Partition de-assignment and re-assignment can happen when

Group management related timers expire, for example the heart-beat timeout session.timeout.ms or the poll timeout max.poll.interval.ms.
The broker node being the group coordinator goes down
Meta data of the subscribed topic changes, for example the number of partitions

Partition re-assignment makes the consumer replay Kafka messages beginning with last committed offsets.

Pros and Contras

Pro: High volume by having multiple operators reading messages in parallel from partitions
Pro: Takeover of partitions from failed or stopped consumers by other members of the consumer group.
Pro: No manual assignment of partitions, any number of operators will always correctly read all messages.
Con: Keyed messages may be handled by any operator after failure and reassignment. As a workaround, the messages can be repartitioned by the message key in the Streams application with abutting parallel region.

Guaranteed processing

Consistent region: Supported (periodic only)
Checkpointing via config checkpoint: Supported, but ignored. The operator does not save any data.

When the operator is used in a consistent region, at-least-once processing through the Streams application is guaranteed. Without a consistent region, tuples can get lost within the Streams application when a PE restarts.

Operator configuration

Parameters / consumer properties

No assignment of partitions is configured through the partition operator parameter.
A group identifier must be specified either by the consumer property group.id, or by using the groupId parameter, which would have precedence over a bare property. All operators of the consumer group must share this group identifier.
When not in a consistent region, the startPosition parameter must not be specified or must have the value Default (for toolkit versions < 2.0). Toolkit versions >= 2.0 also support Beginning, End, and Time.
The startPosition parameter must not be Offset.

Operator placement

Invocations of consumer operators should be exlocated from each other (separate PEs) to ensure upon failure multiple consumers are not taken out.

Consistent region

The consumer group must not have consumers outside of the consistent region.

Multiple copies

Create a composite containing the KafkaConsumer invocation if you want to add more operators to the parallel channel besides the KafkaConsumer
Annotate KafkaConsumer or the composite invocation with @parallel with width N (e.g. width = 3 to handle 6 partitions).
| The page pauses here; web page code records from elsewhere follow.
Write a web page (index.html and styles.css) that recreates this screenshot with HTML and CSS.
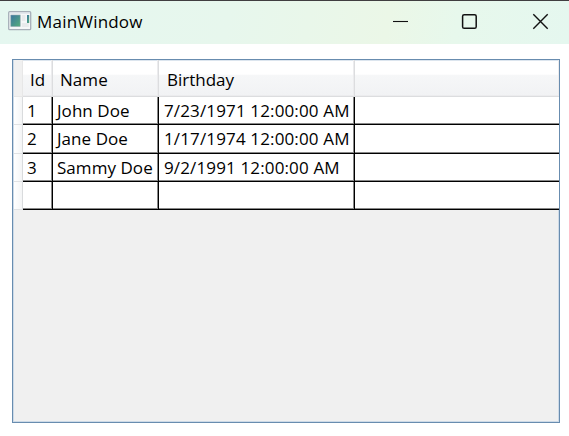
FILE: index.html
```html
<!DOCTYPE html>
<html lang="en">
<head>
<meta charset="utf-8">
<title>MainWindow</title>
<link rel="stylesheet" href="styles.css">
</head>
<body>
<header class="titlebar">
  <svg class="app-icon" width="24" height="20" viewBox="0 0 24 20">
    <defs><linearGradient id="g" x2="1" y2="1"><stop stop-color="#3b759f"/><stop offset="1" stop-color="#55ad7c"/></linearGradient></defs>
    <rect x=".7" y=".7" width="22" height="18" rx="1" fill="#f5f7f8" stroke="#a7afb8" stroke-width="1.3"/>
    <path d="M1.5 2h20.5" stroke="#d3d9e2"/>
    <rect x="2.8" y="4" width="9.4" height="11.5" fill="url(#g)" stroke="#93a9b0" stroke-width=".6"/>
    <path d="M13.8 4h3.6v6h-3.6zM13.8 12h7v4h-7z" fill="#e8eaec"/>
    <rect x="19" y="4" width="2.2" height="8" fill="url(#g)"/>
  </svg>
  <span class="title">MainWindow</span>
  <svg class="controls" width="158" height="18" viewBox="0 0 158 18" fill="none" stroke="#111">
    <path d="M1 9.5h15" stroke-width="1.1"/>
    <rect x="70.6" y="2.7" width="13.6" height="13.6" rx="1.6" stroke-width="1.5"/>
    <path d="M141.3 2.3l14.4 14.4M155.7 2.3l-14.4 14.4" stroke-width="1.4"/>
  </svg>
</header>
<main class="datagrid">
  <div class="row head"><i class="rowhead"></i><div class="c id">Id</div><div class="c name">Name</div><div class="c date">Birthday</div><div class="c rest"></div></div>
  <div class="row"><i class="rowhead"></i><div class="c id">1</div><div class="c name">John Doe</div><div class="c date">7/23/1971 12:00:00 AM</div><div class="c rest"></div></div>
  <div class="row"><i class="rowhead"></i><div class="c id">2</div><div class="c name">Jane Doe</div><div class="c date">1/17/1974 12:00:00 AM</div><div class="c rest"></div></div>
  <div class="row"><i class="rowhead"></i><div class="c id">3</div><div class="c name">Sammy Doe</div><div class="c date">9/2/1991 12:00:00 AM</div><div class="c rest"></div></div>
  <div class="row"><i class="rowhead"></i><div class="c id"></div><div class="c name"></div><div class="c date"></div><div class="c rest"></div></div>
</main>
</body>
</html>
```
FILE: styles.css
```css
* { box-sizing: border-box; }
body {
  margin: 0;
  height: 436px;
  overflow: hidden;
  background: #fff;
  color: #000;
  font: 17px/28px "Open Sans", "Noto Sans", sans-serif;
}
.titlebar {
  display: flex;
  align-items: flex-start;
  height: 44px;
  padding: 0 19px 0 8px;
  border-top: 1px solid #403e40;
  background: linear-gradient(100deg, #e5f7f0 0%, #e7f7ed 40%, #ebf7e7 68%, #e7f8ec 80%, #e5f7ef 100%);
}
.app-icon { margin-top: 10px; }
.title { margin: 7px auto 0 5px; letter-spacing: .2px; }
.controls { margin-top: 11px; }
.datagrid {
  width: 548px;
  height: 364px;
  margin: 15px 0 0 12px;
  border: 1px solid #688caf;
  background: #f0f0f0;
  box-shadow: inset 0 0 0 1px #cddae7;
}
.row { display: flex; height: 28px; padding-left: 1px; }
.row:nth-child(3) { height: 29px; }
.rowhead {
  width: 9px;
  background: linear-gradient(90deg, #fff, #f4f5f6);
  border-right: 1px solid #d9dbdd;
  border-bottom: 1px solid #e0e2e4;
}
.c {
  padding-left: 5px;
  background: #fff;
  border-right: 1px solid #000;
  border-bottom: 1px solid #000;
  box-shadow: inset -1px -1px #888;
  white-space: nowrap;
}
.id { width: 30px; padding-left: 4px; }
.name { width: 106px; padding-left: 4px; letter-spacing: .05px; }
.date { width: 196px; letter-spacing: .14px; }
.rest { flex: 1; border-right: 0; box-shadow: inset 0 -1px #888; }
.head { height: 37px; }
.head .rowhead { background: #f0f0f0; border-color: #e7e7e7; }
.head .c {
  padding: 6px 0 0 8px;
  background: linear-gradient(#fff 0, #fff 40%, #f6f7f8 41%, #f1f2f4 100%);
  border-color: #dcdddf;
  box-shadow: inset -1px -1px #ececee, inset 0 1px #dce5ee;
}
.head .id, .head .name { padding-left: 7px; }
.head .date { letter-spacing: 0; }
```
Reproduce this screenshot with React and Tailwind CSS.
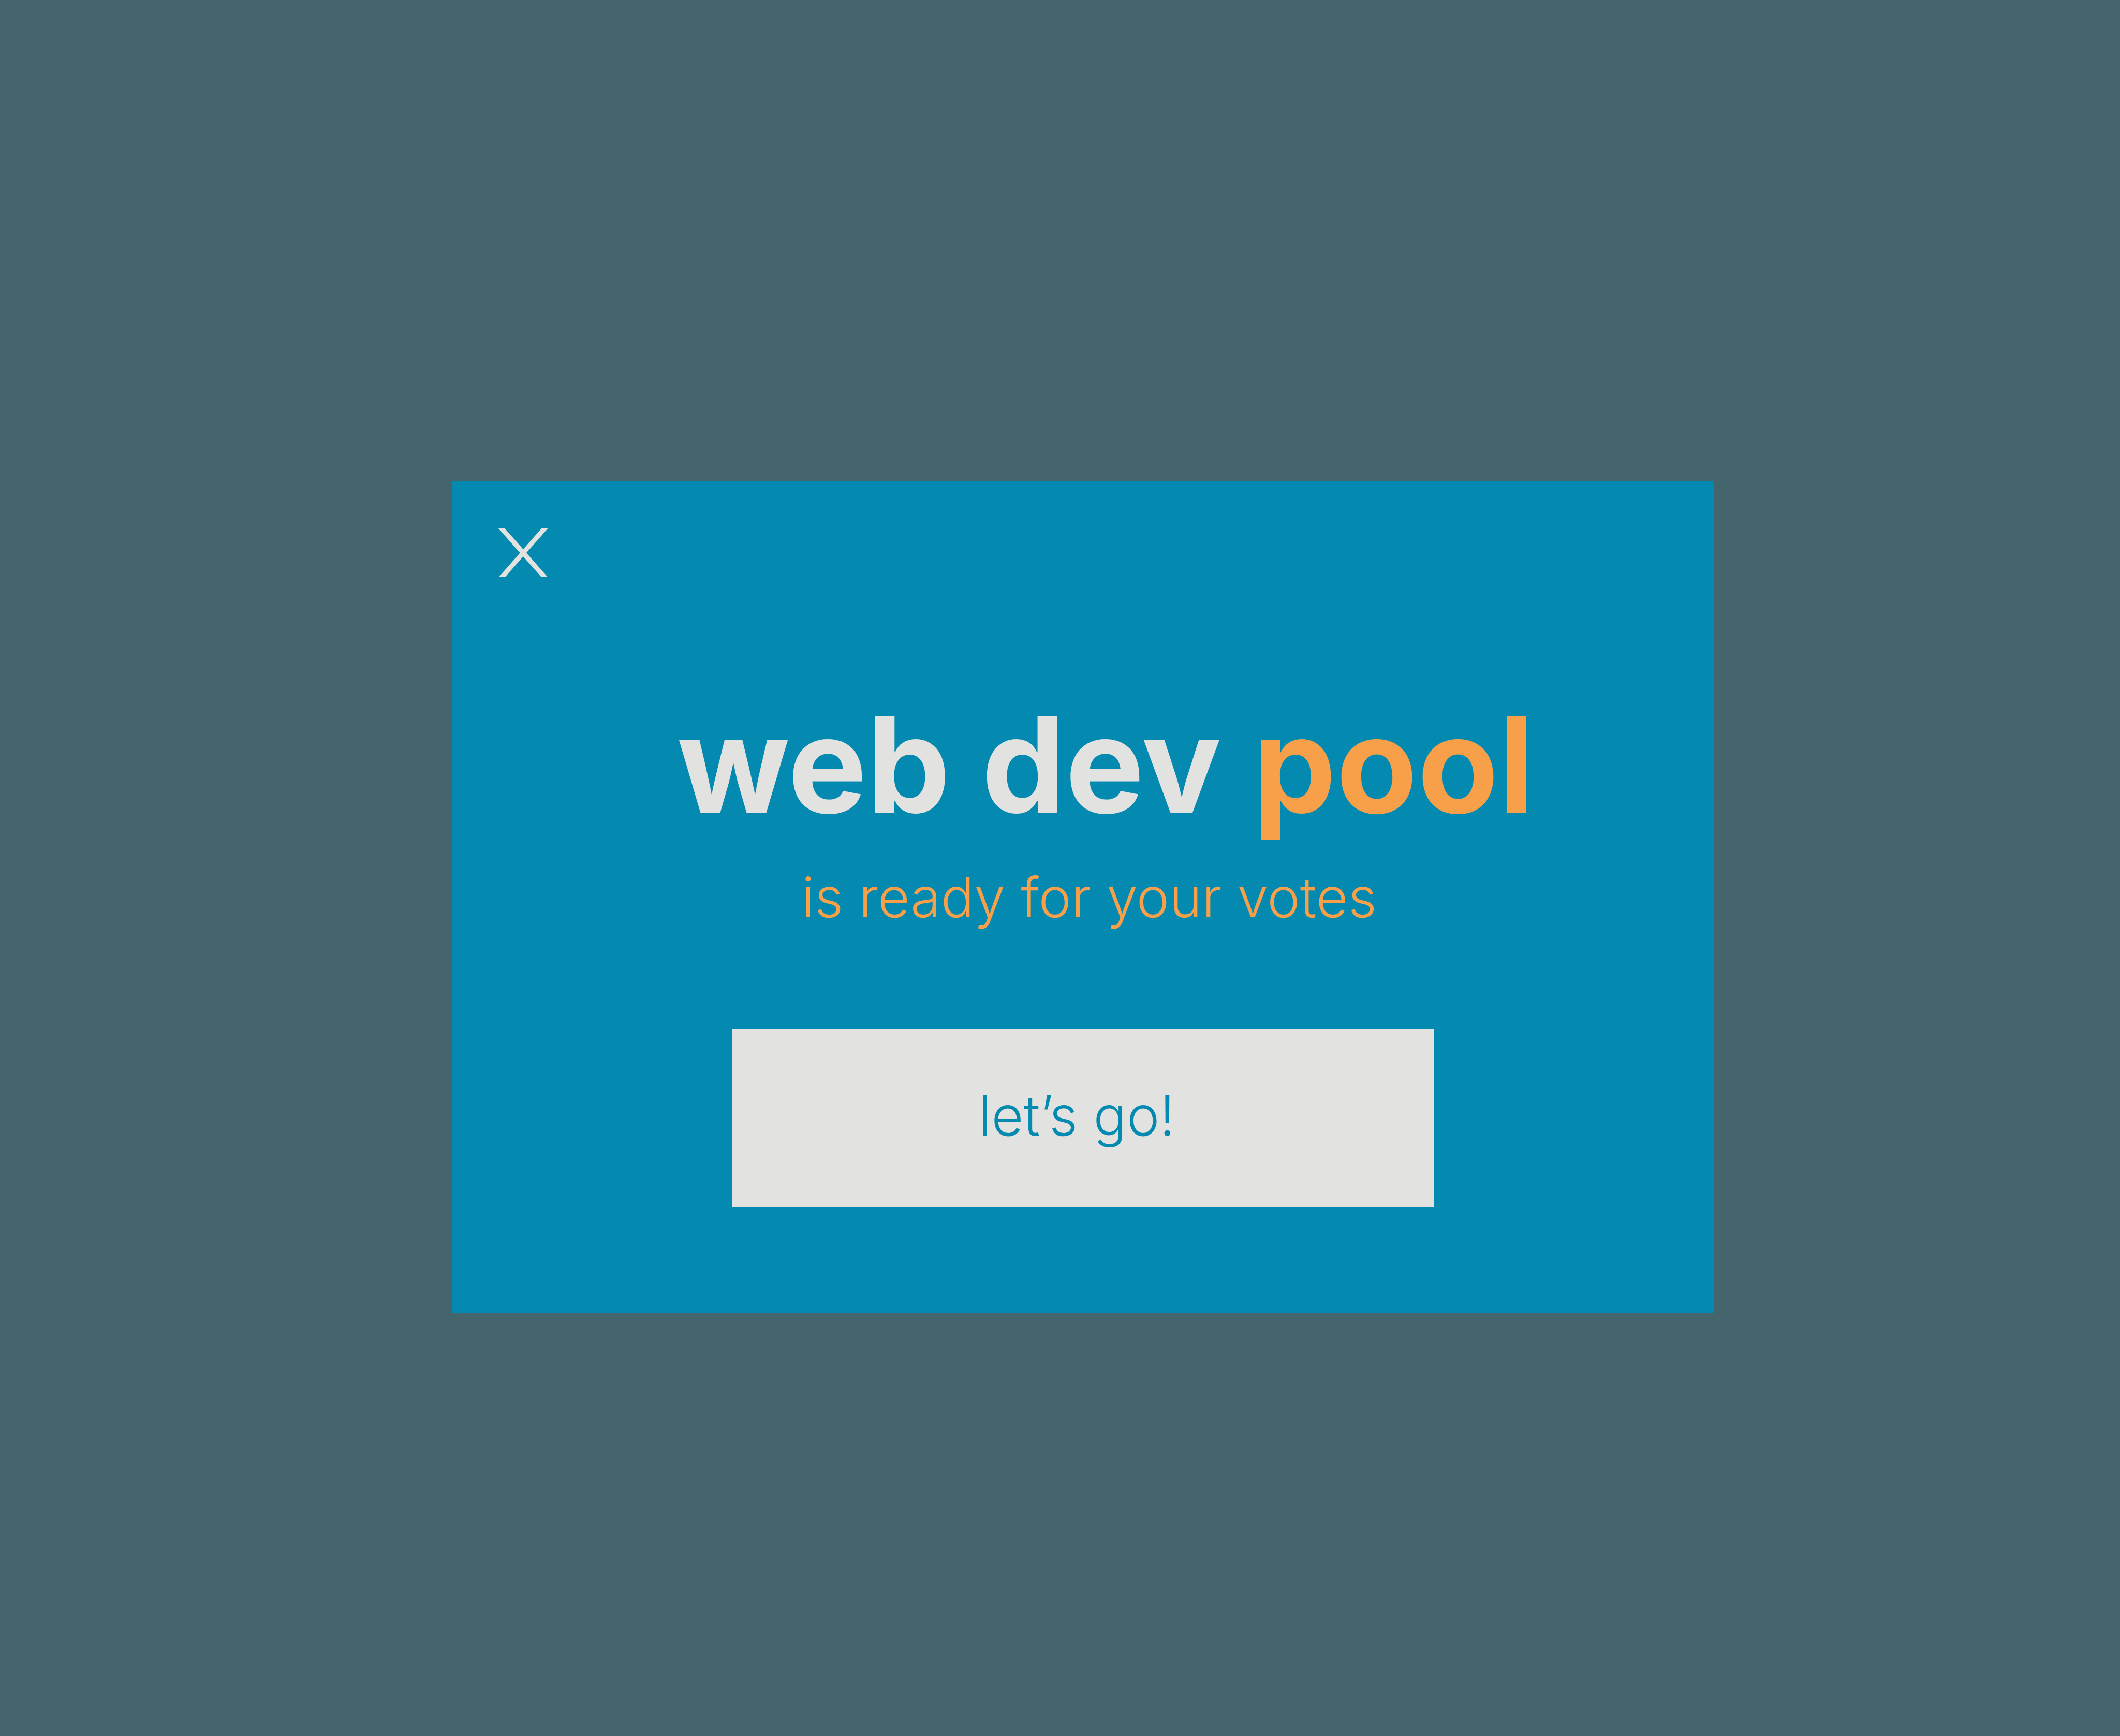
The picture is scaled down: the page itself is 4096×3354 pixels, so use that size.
function CloseIcon() {
  return (
    <svg viewBox="0 0 96 93" className="block h-[93px] w-24" aria-hidden="true">
      <path
        d="M-2 -9.3L96.5 102.3M97.5 -9.3L-0.6 102.3"
        fill="none"
        stroke="currentColor"
        strokeWidth="9.2"
      />
    </svg>
  );
}

export default function App() {
  return (
    <main className="grid min-h-screen grid-cols-[873fr_2439fr_784fr] items-start bg-[#44656b] pt-[930px] font-['Inter',sans-serif]">
      <section
        role="dialog"
        aria-labelledby="dialog-title"
        className="col-start-2 flex flex-col items-center bg-[#048ab0] pt-[91px] pb-[206px]"
      >
        <button type="button" aria-label="Close" className="ml-[90px] self-start text-[#e2e2e0]">
          <CloseIcon />
        </button>

        <h1
          id="dialog-title"
          className="mt-[235px] pl-22 text-[256px] leading-none font-bold whitespace-nowrap text-[#e2e2e0]"
        >
          web dev <span className="text-[#f7a049]">pool</span>
        </h1>

        <p className="mt-[75px] pl-6 text-[107px] leading-none font-light text-[#f7a049]">
          is ready for your votes
        </p>

        <button
          type="button"
          className="mt-[201px] flex h-[343px] w-5/9 items-center justify-center bg-[#e2e2e0] pr-6 pb-2 text-[107px] leading-none font-light text-[#048ab0]"
        >
          let’s go!
        </button>
      </section>
    </main>
  );
}
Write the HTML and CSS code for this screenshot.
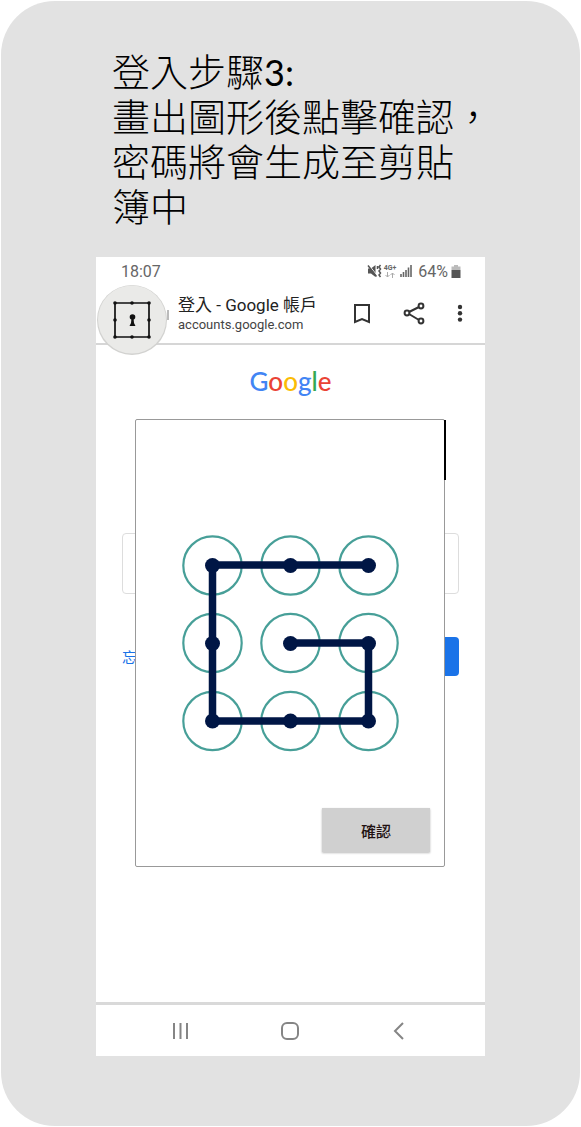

Invoke N copies of the KafkaConsumer operator.

Examples

Without consistent region

public composite ConsumerGroup {
param
    expression <int32> $N: (int32) getSubmissionTimeValue ("consumerGroupSize", "3");
graph
    @parallel (width = $N)
    stream <rstring json, rstring messageKey> Messages = KafkaConsumer() {
        param
            propertiesFile: "etc/consumer.properties";
            topic: "myTopic";
            groupId: "myConsumerGroup";
            outputMessageAttributeName: "json";
            outputKeyAttributeName: "messageKey";
            commitPeriopd: 10.0;      // commit offsets every 10 seconds
        config placement: partitionExlocation ("A");
    }

    // do partitioned processing in Streams
    // messages with same key go always into the same parallel channel
    @parallel (width = 4, partitionBy = [{port = Messages, attributes = [messageKey]}])
    stream <rstring json> Processed = Processing (Messages) {
    }

    ...
}

public composite Processing (input In; output Out) {
graph
    ...
}

When using the startPosition parameter with Beginning, End, or Time, the application graph must contain a JobControlPlane operator, and the group must not have consumers outside of the Streams application.

Consumer group in a consistent region, group-ID specified in property file

public composite ConsumerGroupCR {
param
    expression <int32> $N: (int32) getSubmissionTimeValue ("consumerGroupSize", "3");
graph
    () as JCP = JobControlPlane() {}

    @consistent (trigger = periodic, period = 60.0, drainTimeout = 300.0, maxConsecutiveResetAttempts = 10)
    @parallel (width = $N)
    stream <rstring json, rstring messageKey> Messages = KafkaConsumer() {
        param
            propertiesFile: "etc/consumer.properties";
            topic: "myTopic";
            outputMessageAttributeName: "json";
            outputKeyAttributeName: "messageKey";
        config placement: partitionExlocation ("A");
    }

    // do partitioned processing in Streams
    // messages with same key go always into the same parallel channel
    @parallel (width = 4, partitionBy = [{port = Messages, attributes = [messageKey]}])
    stream <rstring json> Processed = Processing (Messages) {
    }
    ...
}

public composite Processing (input In; output Out) {
graph
    ...
}

As the groupId parameter is not used, the etc/consumer.properties file must contain a line with

group.id=myConsumerGroup

besides the other properties, like bootstrap.servers.